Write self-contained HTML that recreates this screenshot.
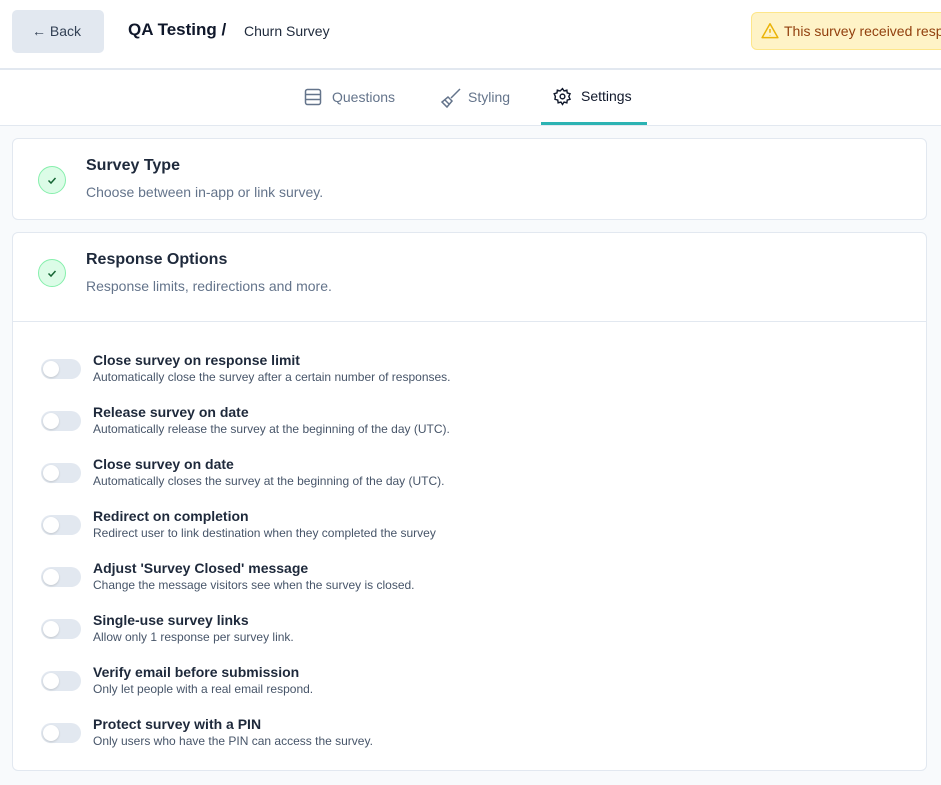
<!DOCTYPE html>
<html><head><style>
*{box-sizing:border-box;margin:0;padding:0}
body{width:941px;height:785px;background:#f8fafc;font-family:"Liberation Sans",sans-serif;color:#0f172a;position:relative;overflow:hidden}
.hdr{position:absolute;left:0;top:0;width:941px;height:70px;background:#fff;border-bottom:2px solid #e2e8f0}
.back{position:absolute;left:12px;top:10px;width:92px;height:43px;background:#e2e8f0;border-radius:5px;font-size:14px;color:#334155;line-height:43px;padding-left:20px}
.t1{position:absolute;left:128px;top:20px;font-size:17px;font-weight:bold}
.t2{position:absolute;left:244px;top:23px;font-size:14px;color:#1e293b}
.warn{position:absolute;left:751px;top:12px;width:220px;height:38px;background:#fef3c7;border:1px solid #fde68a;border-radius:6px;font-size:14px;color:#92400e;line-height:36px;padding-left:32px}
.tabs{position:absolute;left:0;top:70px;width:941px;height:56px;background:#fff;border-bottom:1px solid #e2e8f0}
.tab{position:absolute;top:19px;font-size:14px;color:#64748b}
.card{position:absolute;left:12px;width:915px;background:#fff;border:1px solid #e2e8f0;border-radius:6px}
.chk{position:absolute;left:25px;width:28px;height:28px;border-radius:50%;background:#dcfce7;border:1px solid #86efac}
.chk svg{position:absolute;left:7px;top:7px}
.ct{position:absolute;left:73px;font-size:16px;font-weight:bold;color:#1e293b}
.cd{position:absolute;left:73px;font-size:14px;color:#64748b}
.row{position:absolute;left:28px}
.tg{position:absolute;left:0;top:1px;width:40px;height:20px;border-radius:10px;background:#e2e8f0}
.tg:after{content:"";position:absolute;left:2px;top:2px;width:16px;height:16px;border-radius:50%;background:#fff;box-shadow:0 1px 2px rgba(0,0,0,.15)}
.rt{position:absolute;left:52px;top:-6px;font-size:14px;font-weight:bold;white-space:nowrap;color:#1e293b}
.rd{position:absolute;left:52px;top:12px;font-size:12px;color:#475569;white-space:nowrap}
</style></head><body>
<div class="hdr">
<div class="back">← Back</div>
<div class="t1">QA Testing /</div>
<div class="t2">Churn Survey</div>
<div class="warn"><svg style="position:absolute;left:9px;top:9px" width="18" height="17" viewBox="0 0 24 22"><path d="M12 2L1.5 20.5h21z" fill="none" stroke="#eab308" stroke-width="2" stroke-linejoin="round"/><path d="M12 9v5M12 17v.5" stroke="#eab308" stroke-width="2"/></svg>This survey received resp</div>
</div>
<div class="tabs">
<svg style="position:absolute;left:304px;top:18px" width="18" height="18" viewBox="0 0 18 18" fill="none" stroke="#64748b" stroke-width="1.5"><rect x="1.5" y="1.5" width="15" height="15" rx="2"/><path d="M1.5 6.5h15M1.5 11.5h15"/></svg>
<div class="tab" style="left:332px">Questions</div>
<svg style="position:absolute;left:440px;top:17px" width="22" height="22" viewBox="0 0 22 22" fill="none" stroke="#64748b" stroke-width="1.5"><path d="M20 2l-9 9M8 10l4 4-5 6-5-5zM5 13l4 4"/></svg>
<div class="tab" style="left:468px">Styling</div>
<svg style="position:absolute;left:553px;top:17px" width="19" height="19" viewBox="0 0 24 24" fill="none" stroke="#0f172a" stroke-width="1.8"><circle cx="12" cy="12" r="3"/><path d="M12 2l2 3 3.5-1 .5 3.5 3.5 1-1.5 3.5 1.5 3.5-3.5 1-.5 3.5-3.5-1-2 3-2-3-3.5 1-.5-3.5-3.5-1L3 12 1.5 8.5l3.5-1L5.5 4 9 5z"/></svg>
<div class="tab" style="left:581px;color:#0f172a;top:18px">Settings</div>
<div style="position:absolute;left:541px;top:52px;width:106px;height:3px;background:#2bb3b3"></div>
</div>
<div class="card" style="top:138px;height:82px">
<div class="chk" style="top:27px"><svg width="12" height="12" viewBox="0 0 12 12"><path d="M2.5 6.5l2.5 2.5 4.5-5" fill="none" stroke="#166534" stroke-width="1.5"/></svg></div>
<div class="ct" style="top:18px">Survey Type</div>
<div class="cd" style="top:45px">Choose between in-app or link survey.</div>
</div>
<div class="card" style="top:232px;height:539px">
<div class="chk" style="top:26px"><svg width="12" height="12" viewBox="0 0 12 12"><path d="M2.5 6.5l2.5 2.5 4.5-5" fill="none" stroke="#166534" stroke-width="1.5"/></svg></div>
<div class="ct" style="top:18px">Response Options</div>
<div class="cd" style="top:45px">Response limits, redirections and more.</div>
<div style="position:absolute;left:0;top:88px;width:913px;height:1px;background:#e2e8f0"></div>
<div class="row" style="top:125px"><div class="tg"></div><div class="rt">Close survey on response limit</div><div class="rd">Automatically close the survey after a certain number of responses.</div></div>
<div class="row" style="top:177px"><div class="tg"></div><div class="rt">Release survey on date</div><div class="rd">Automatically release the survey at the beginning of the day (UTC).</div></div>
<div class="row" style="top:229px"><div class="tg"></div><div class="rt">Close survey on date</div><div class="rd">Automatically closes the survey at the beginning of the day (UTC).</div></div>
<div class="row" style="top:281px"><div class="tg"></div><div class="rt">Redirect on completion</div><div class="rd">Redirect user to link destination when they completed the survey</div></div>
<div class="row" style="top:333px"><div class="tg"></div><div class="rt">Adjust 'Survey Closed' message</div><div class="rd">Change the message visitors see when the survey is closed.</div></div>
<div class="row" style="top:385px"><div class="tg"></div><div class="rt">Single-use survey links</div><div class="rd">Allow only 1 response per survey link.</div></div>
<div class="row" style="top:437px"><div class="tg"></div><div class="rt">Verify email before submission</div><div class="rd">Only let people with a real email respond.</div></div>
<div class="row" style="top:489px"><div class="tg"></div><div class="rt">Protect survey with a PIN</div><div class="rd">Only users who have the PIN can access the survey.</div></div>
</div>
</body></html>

+++++

[Task requirements]: In the copy, include no pictures; restate the listing above exactly.

[Completed exercise]:
Write self-contained HTML that recreates this screenshot.
<!DOCTYPE html>
<html><head><style>
*{box-sizing:border-box;margin:0;padding:0}
body{width:941px;height:785px;background:#f8fafc;font-family:"Liberation Sans",sans-serif;color:#0f172a;position:relative;overflow:hidden}
.hdr{position:absolute;left:0;top:0;width:941px;height:70px;background:#fff;border-bottom:2px solid #e2e8f0}
.back{position:absolute;left:12px;top:10px;width:92px;height:43px;background:#e2e8f0;border-radius:5px;font-size:14px;color:#334155;line-height:43px;padding-left:20px}
.t1{position:absolute;left:128px;top:20px;font-size:17px;font-weight:bold}
.t2{position:absolute;left:244px;top:23px;font-size:14px;color:#1e293b}
.warn{position:absolute;left:751px;top:12px;width:220px;height:38px;background:#fef3c7;border:1px solid #fde68a;border-radius:6px;font-size:14px;color:#92400e;line-height:36px;padding-left:32px}
.tabs{position:absolute;left:0;top:70px;width:941px;height:56px;background:#fff;border-bottom:1px solid #e2e8f0}
.tab{position:absolute;top:19px;font-size:14px;color:#64748b}
.card{position:absolute;left:12px;width:915px;background:#fff;border:1px solid #e2e8f0;border-radius:6px}
.chk{position:absolute;left:25px;width:28px;height:28px;border-radius:50%;background:#dcfce7;border:1px solid #86efac}
.chk svg{position:absolute;left:7px;top:7px}
.ct{position:absolute;left:73px;font-size:16px;font-weight:bold;color:#1e293b}
.cd{position:absolute;left:73px;font-size:14px;color:#64748b}
.row{position:absolute;left:28px}
.tg{position:absolute;left:0;top:1px;width:40px;height:20px;border-radius:10px;background:#e2e8f0}
.tg:after{content:"";position:absolute;left:2px;top:2px;width:16px;height:16px;border-radius:50%;background:#fff;box-shadow:0 1px 2px rgba(0,0,0,.15)}
.rt{position:absolute;left:52px;top:-6px;font-size:14px;font-weight:bold;white-space:nowrap;color:#1e293b}
.rd{position:absolute;left:52px;top:12px;font-size:12px;color:#475569;white-space:nowrap}
</style></head><body>
<div class="hdr">
<div class="back">← Back</div>
<div class="t1">QA Testing /</div>
<div class="t2">Churn Survey</div>
<div class="warn"><svg style="position:absolute;left:9px;top:9px" width="18" height="17" viewBox="0 0 24 22"><path d="M12 2L1.5 20.5h21z" fill="none" stroke="#eab308" stroke-width="2" stroke-linejoin="round"/><path d="M12 9v5M12 17v.5" stroke="#eab308" stroke-width="2"/></svg>This survey received resp</div>
</div>
<div class="tabs">
<svg style="position:absolute;left:304px;top:18px" width="18" height="18" viewBox="0 0 18 18" fill="none" stroke="#64748b" stroke-width="1.5"><rect x="1.5" y="1.5" width="15" height="15" rx="2"/><path d="M1.5 6.5h15M1.5 11.5h15"/></svg>
<div class="tab" style="left:332px">Questions</div>
<svg style="position:absolute;left:440px;top:17px" width="22" height="22" viewBox="0 0 22 22" fill="none" stroke="#64748b" stroke-width="1.5"><path d="M20 2l-9 9M8 10l4 4-5 6-5-5zM5 13l4 4"/></svg>
<div class="tab" style="left:468px">Styling</div>
<svg style="position:absolute;left:553px;top:17px" width="19" height="19" viewBox="0 0 24 24" fill="none" stroke="#0f172a" stroke-width="1.8"><circle cx="12" cy="12" r="3"/><path d="M12 2l2 3 3.5-1 .5 3.5 3.5 1-1.5 3.5 1.5 3.5-3.5 1-.5 3.5-3.5-1-2 3-2-3-3.5 1-.5-3.5-3.5-1L3 12 1.5 8.5l3.5-1L5.5 4 9 5z"/></svg>
<div class="tab" style="left:581px;color:#0f172a;top:18px">Settings</div>
<div style="position:absolute;left:541px;top:52px;width:106px;height:3px;background:#2bb3b3"></div>
</div>
<div class="card" style="top:138px;height:82px">
<div class="chk" style="top:27px"><svg width="12" height="12" viewBox="0 0 12 12"><path d="M2.5 6.5l2.5 2.5 4.5-5" fill="none" stroke="#166534" stroke-width="1.5"/></svg></div>
<div class="ct" style="top:18px">Survey Type</div>
<div class="cd" style="top:45px">Choose between in-app or link survey.</div>
</div>
<div class="card" style="top:232px;height:539px">
<div class="chk" style="top:26px"><svg width="12" height="12" viewBox="0 0 12 12"><path d="M2.5 6.5l2.5 2.5 4.5-5" fill="none" stroke="#166534" stroke-width="1.5"/></svg></div>
<div class="ct" style="top:18px">Response Options</div>
<div class="cd" style="top:45px">Response limits, redirections and more.</div>
<div style="position:absolute;left:0;top:88px;width:913px;height:1px;background:#e2e8f0"></div>
<div class="row" style="top:125px"><div class="tg"></div><div class="rt">Close survey on response limit</div><div class="rd">Automatically close the survey after a certain number of responses.</div></div>
<div class="row" style="top:177px"><div class="tg"></div><div class="rt">Release survey on date</div><div class="rd">Automatically release the survey at the beginning of the day (UTC).</div></div>
<div class="row" style="top:229px"><div class="tg"></div><div class="rt">Close survey on date</div><div class="rd">Automatically closes the survey at the beginning of the day (UTC).</div></div>
<div class="row" style="top:281px"><div class="tg"></div><div class="rt">Redirect on completion</div><div class="rd">Redirect user to link destination when they completed the survey</div></div>
<div class="row" style="top:333px"><div class="tg"></div><div class="rt">Adjust 'Survey Closed' message</div><div class="rd">Change the message visitors see when the survey is closed.</div></div>
<div class="row" style="top:385px"><div class="tg"></div><div class="rt">Single-use survey links</div><div class="rd">Allow only 1 response per survey link.</div></div>
<div class="row" style="top:437px"><div class="tg"></div><div class="rt">Verify email before submission</div><div class="rd">Only let people with a real email respond.</div></div>
<div class="row" style="top:489px"><div class="tg"></div><div class="rt">Protect survey with a PIN</div><div class="rd">Only users who have the PIN can access the survey.</div></div>
</div>
</body></html>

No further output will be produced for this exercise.